### Your instructions
Below are some entries. Transcribe the lines from the one holding "Write the React" to the one holding "const [reason, setReason]", inclusive, but not the pictures among them.

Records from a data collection
········

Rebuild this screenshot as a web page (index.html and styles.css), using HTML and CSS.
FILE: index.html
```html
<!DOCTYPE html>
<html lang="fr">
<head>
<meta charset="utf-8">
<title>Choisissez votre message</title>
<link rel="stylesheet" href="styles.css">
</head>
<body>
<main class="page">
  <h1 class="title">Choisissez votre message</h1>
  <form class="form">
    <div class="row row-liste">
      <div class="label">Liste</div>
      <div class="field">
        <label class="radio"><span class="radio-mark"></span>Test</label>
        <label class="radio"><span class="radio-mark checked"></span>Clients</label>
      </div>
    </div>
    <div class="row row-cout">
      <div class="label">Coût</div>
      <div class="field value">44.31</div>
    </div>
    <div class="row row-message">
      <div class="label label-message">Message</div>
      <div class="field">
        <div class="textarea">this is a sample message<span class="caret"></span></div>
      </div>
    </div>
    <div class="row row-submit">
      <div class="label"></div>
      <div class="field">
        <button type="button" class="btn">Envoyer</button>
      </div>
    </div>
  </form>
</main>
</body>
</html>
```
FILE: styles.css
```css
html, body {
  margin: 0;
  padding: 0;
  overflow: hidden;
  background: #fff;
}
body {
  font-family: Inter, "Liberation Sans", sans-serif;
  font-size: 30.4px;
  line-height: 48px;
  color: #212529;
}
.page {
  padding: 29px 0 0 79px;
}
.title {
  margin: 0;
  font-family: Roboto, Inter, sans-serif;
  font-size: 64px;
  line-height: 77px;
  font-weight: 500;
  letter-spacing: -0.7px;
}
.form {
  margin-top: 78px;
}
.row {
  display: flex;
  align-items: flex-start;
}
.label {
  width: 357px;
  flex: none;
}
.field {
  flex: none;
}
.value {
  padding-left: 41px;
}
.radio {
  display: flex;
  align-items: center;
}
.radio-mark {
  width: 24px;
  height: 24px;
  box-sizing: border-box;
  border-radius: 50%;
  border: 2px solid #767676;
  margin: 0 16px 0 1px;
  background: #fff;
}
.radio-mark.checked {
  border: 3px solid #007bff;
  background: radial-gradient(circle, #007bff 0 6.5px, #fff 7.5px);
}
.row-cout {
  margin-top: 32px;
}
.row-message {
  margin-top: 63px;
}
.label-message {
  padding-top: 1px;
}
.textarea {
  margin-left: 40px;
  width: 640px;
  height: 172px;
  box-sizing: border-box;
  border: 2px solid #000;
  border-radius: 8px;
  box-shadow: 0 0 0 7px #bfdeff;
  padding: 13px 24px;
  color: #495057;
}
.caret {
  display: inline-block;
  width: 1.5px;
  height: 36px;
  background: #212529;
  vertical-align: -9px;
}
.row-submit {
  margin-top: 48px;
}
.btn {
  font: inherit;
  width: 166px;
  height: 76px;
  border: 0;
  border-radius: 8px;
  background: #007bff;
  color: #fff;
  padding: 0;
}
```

········

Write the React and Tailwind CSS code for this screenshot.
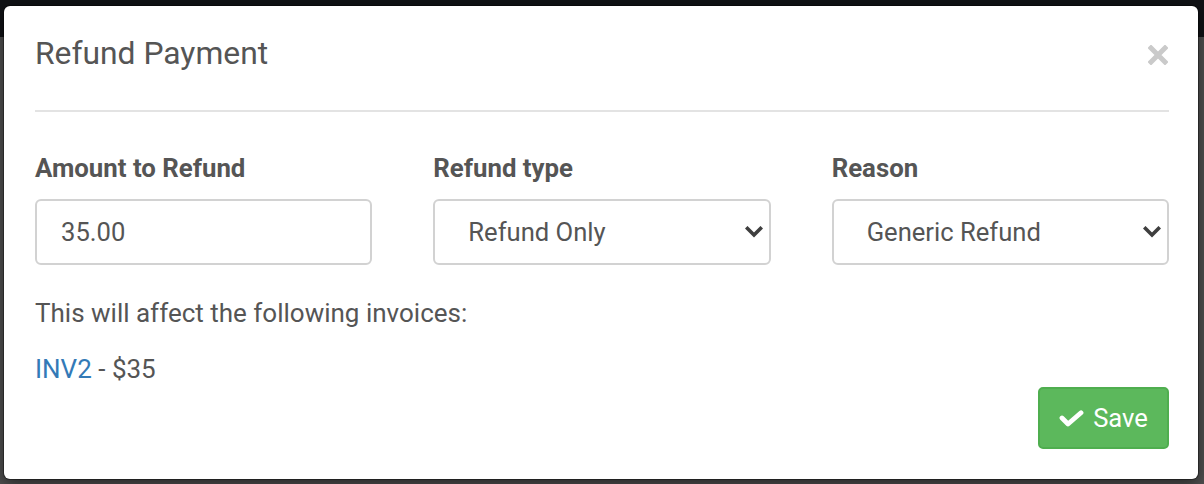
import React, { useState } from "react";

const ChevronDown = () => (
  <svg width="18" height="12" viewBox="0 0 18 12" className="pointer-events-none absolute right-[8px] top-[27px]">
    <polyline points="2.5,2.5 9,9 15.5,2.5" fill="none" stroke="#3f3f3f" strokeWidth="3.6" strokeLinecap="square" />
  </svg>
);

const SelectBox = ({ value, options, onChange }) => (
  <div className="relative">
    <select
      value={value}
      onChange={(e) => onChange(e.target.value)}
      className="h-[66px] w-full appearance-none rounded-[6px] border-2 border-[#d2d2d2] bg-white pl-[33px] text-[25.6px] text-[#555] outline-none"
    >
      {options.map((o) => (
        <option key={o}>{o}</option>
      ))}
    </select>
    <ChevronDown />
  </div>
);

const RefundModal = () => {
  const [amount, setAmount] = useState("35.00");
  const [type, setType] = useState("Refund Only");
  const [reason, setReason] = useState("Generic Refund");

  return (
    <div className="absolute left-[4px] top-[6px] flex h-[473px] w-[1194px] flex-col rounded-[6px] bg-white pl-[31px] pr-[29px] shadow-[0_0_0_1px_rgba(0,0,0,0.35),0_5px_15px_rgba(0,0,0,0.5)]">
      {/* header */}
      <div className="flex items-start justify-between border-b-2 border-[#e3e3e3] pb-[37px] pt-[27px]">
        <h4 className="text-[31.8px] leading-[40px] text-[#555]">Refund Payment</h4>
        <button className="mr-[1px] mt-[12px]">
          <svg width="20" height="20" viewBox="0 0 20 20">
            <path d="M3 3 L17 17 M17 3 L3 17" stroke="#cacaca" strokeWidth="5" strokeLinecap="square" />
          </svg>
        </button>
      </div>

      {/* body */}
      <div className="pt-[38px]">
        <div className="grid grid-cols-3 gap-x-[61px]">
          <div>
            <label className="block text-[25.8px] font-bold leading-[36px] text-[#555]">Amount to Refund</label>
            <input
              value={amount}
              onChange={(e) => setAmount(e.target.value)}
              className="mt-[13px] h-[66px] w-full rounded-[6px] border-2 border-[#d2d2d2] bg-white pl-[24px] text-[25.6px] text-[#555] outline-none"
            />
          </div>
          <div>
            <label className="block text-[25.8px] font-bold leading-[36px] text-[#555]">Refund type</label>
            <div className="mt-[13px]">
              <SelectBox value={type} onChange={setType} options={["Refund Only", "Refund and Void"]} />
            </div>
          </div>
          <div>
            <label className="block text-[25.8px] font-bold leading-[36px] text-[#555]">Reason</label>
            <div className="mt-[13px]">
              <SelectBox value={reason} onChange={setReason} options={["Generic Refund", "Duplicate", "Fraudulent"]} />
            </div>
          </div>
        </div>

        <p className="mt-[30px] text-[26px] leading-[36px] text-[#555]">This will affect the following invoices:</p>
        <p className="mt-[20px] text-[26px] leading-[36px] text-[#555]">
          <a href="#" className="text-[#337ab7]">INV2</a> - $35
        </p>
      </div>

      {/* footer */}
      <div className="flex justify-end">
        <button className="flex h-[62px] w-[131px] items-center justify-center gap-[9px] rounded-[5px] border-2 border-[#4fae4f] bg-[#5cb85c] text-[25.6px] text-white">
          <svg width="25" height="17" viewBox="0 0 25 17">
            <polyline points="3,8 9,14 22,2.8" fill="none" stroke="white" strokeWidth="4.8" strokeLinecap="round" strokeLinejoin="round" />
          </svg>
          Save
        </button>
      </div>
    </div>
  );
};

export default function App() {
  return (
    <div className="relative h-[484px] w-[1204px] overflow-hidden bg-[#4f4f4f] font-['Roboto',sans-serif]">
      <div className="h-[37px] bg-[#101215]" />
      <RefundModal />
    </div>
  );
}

········

### Reply
Write the React and Tailwind CSS code for this screenshot.
import React, { useState } from "react";

const ChevronDown = () => (
  <svg width="18" height="12" viewBox="0 0 18 12" className="pointer-events-none absolute right-[8px] top-[27px]">
    <polyline points="2.5,2.5 9,9 15.5,2.5" fill="none" stroke="#3f3f3f" strokeWidth="3.6" strokeLinecap="square" />
  </svg>
);

const SelectBox = ({ value, options, onChange }) => (
  <div className="relative">
    <select
      value={value}
      onChange={(e) => onChange(e.target.value)}
      className="h-[66px] w-full appearance-none rounded-[6px] border-2 border-[#d2d2d2] bg-white pl-[33px] text-[25.6px] text-[#555] outline-none"
    >
      {options.map((o) => (
        <option key={o}>{o}</option>
      ))}
    </select>
    <ChevronDown />
  </div>
);

const RefundModal = () => {
  const [amount, setAmount] = useState("35.00");
  const [type, setType] = useState("Refund Only");
  const [reason, setReason] = useState("Generic Refund");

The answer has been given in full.